Reiserfs question

ngc4013 at cox.net ngc4013 at cox.net
Wed Oct 27 17:51:51 UTC 2004


In the past I too have lost data due to power outages and ext2 or ext3 filesystems, but now I have exclusively been using reiserfs for about 5 years now on all my boot drives and on my RAID boxes. I typically see >25% speed increase when writing out large files and accessing them for processing purposes and have had zero data loss. Reiserfs4 is looking like it will provide >60% increase in file writes and a boost in file reads... wish it was ready for prime time.

Bill



Em Qua, 2004-10-27 ?s 12:16, Kyrre Ness Sjobak escreveu:
> What does that do to NFS? How does NFS handle a lot of small files?

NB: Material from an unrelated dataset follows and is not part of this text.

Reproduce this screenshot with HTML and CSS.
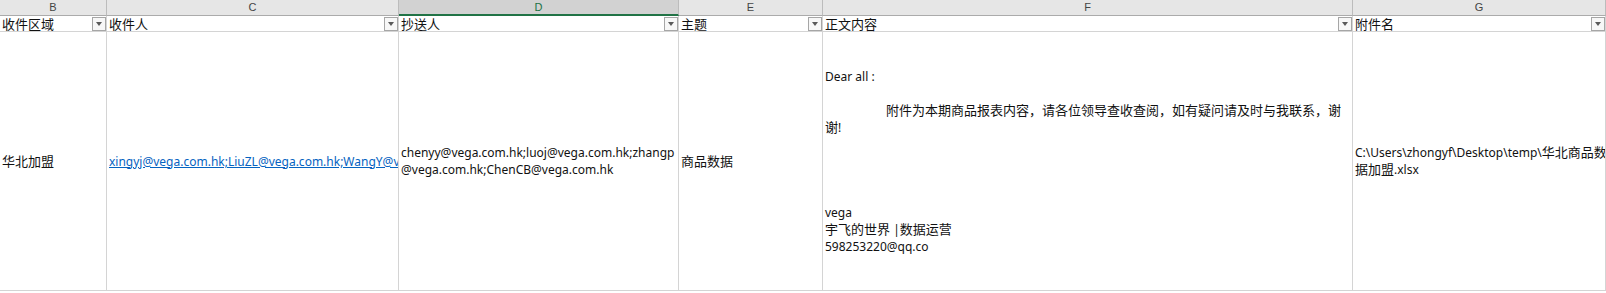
FILE: index.html
```html
<!DOCTYPE html>
<html lang="zh-CN">
<head>
<meta charset="utf-8">
<title>Sheet</title>
<link rel="stylesheet" href="styles.css">
</head>
<body>
<div class="sheet">
  <div class="colhead">B</div>
  <div class="colhead">C</div>
  <div class="colhead sel">D</div>
  <div class="colhead">E</div>
  <div class="colhead">F</div>
  <div class="colhead">G</div>

  <div class="hcell"><span class="htext">收件区域</span><span class="dd"></span></div>
  <div class="hcell"><span class="htext">收件人</span><span class="dd"></span></div>
  <div class="hcell"><span class="htext">抄送人</span><span class="dd"></span></div>
  <div class="hcell"><span class="htext">主题</span><span class="dd"></span></div>
  <div class="hcell"><span class="htext">正文内容</span><span class="dd"></span></div>
  <div class="hcell"><span class="htext">附件名</span><span class="dd"></span></div>

  <div class="dcell"><div class="lines"><span class="cjk">华北加盟</span></div></div>
  <div class="dcell clip"><div class="lines"><span class="link">xingyj@vega.com.hk;LiuZL@vega.com.hk;WangY@vega.com.hk</span></div></div>
  <div class="dcell"><div class="lines"><div>chenyy@vega.com.hk;luoj@vega.com.hk;zhangp</div><div>@vega.com.hk;ChenCB@vega.com.hk</div></div></div>
  <div class="dcell"><div class="lines"><span class="cjk">商品数据</span></div></div>
  <div class="dcell"><div class="lines">
    <div>Dear all :</div>
    <div class="blank"></div>
    <div class="indent"><span class="cjk">附件为本期商品报表内容，请各位领导查收查阅，如有疑问请及时与我联系，谢</span></div>
    <div><span class="cjk">谢</span>!</div>
    <div class="blank"></div>
    <div class="blank"></div>
    <div class="blank"></div>
    <div class="blank"></div>
    <div>vega</div>
    <div><span class="cjk">宇飞的世界</span> |<span class="cjk">数据运营</span></div>
    <div>598253220@qq.co</div>
  </div></div>
  <div class="dcell"><div class="lines"><div>C:\Users\zhongyf\Desktop\temp\<span class="cjk">华北商品数</span></div><div><span class="cjk">据加盟</span>.xlsx</div></div></div>
</div>
</body>
</html>
```

FILE: styles.css
```css
html, body {
  margin: 0;
  padding: 0;
  background: #ffffff;
}
body {
  width: 1606px;
  height: 293px;
  overflow: hidden;
  font-family: "Noto Sans", "Noto Sans CJK SC", sans-serif;
  color: #000;
}
.sheet {
  display: grid;
  grid-template-columns: 107px 292px 280px 144px 530px 253px;
  grid-template-rows: 16px 16px 259px;
  width: 1606px;
}
.colhead {
  box-sizing: border-box;
  background: #e6e6e6;
  border-right: 1px solid #bcbcbc;
  border-bottom: 1px solid #ababab;
  font-family: "Liberation Sans", Arial, sans-serif;
  font-size: 11px;
  line-height: 15px;
  color: #444;
  text-align: center;
}
.colhead.sel {
  background: #d2d2d2;
  color: #217346;
  border-bottom: 2px solid #217346;
}
.hcell {
  box-sizing: border-box;
  display: flex;
  align-items: center;
  border-right: 1px solid #d4d4d4;
  border-bottom: 1px solid #d4d4d4;
  padding-left: 2px;
  font-family: "Noto Sans CJK SC", sans-serif;
  font-size: 13px;
  line-height: 15px;
  white-space: nowrap;
  color: #111;
}
.htext {
  flex: 1;
}
.dd {
  box-sizing: border-box;
  width: 14px;
  height: 14px;
  border: 1px solid #a6a6a6;
  background: #f7f7f7;
  display: flex;
  align-items: center;
  justify-content: center;
  flex: none;
}
.dd::after {
  content: "";
  width: 0;
  height: 0;
  border-left: 3.5px solid transparent;
  border-right: 3.5px solid transparent;
  border-top: 4px solid #595959;
}
.dcell {
  box-sizing: border-box;
  display: flex;
  align-items: center;
  border-right: 1px solid #d4d4d4;
  border-bottom: 1px solid #d4d4d4;
  padding-left: 2px;
  font-size: 12px;
  line-height: 17px;
  white-space: nowrap;
  overflow: hidden;
  color: #111;
}
.cjk {
  font-size: 13px;
}
.lines {
  min-width: 0;
}
.clip .lines {
  overflow: hidden;
}
.link {
  color: #0563c1;
  text-decoration: underline;
}
.blank {
  height: 17px;
}
.indent {
  padding-left: 61px;
}
```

> NFS is not related with this. Reiser and Ext3 are local file systems,
> while nfs stands for "network file system". It is used for mapping
> remote directories (or mount points, whatever), which is similar (sort
> of) with windows using its netbios protocol. As you know, you can mount
> a remote directory with windows no matter the remote machine has ntfs,
> fat32, fat16 or even a linux with ext3 or reiser or anything.

> The same applies to nfs. It does not matter your local filesystem, nor
> the remote filesystem. You can use reiserfs on your machine and mount,
> for instance, a HPFS filesystem from a remote machine using NFS.